The evidence in question was clearly of a collateral matter, and the objections thereto should have been sustained.
6. Over the objection of defendant evidence was admitted of statements made by defendant that his accounts filed with the court in the matter of the estate of Ellen M. Colton, deceased, contained discrepancies, and that he refused to state what they were. The accounts were not produced, and it does not appear what the discrepancies were, nor that they in any manner related to the bonds which defendant is charged to have embezzled. The matter thus proved simply tended to prejudice the jury against defendant without throwing any light upon the issue being tried. The admission of this evidence was error.
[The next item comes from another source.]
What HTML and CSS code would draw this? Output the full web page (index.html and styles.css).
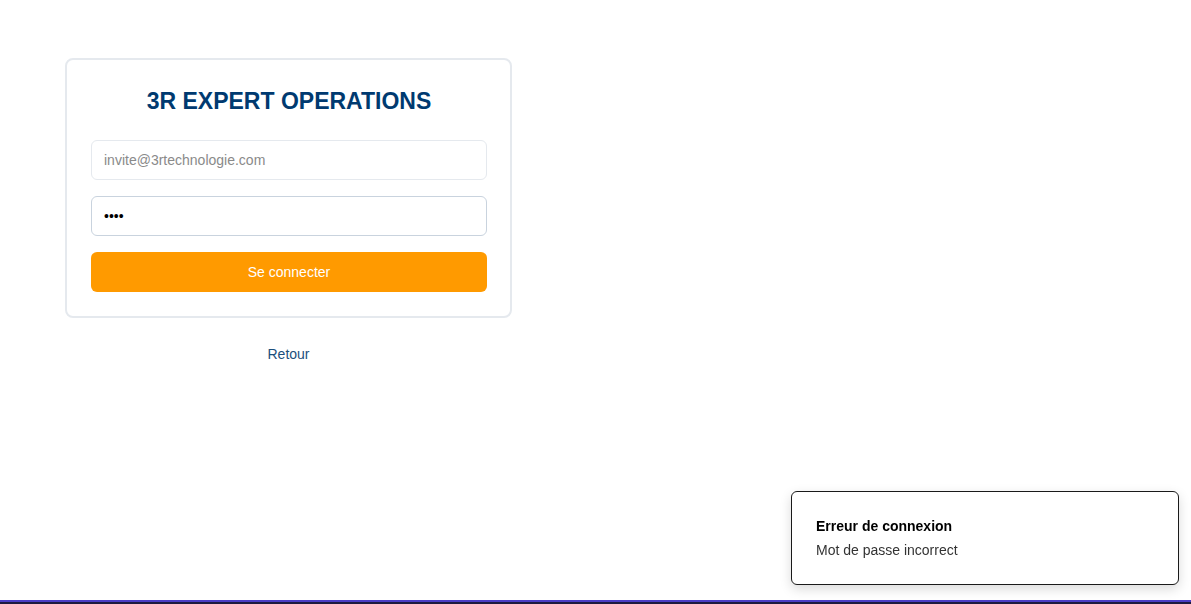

7. Over the objection of defendant the court permitted J. Dalzell Brown to testify to what Robertson did in selling the bonds through Hutton Co. Brown was not present, and his testimony in relation thereto was purely hearsay, and the objection thereto on this ground should have been sustained. This testimony related to the sale that was the basis of the charge upon which defendant was tried. *97
As before stated in the first point discussed in this opinion, there is a fatal variance between the proof and the charge set forth in the indictment, and we do not see how this defect can be cured upon a retrial. We therefore do not deem it necessary to discuss all the points raised in the briefs. To do so would extend this opinion to a great length to little benefit.
For the errors above noted the judgment and order must be reversed, and it is so ordered.
Kerrigan, J., and Chipman, P. J., concurred.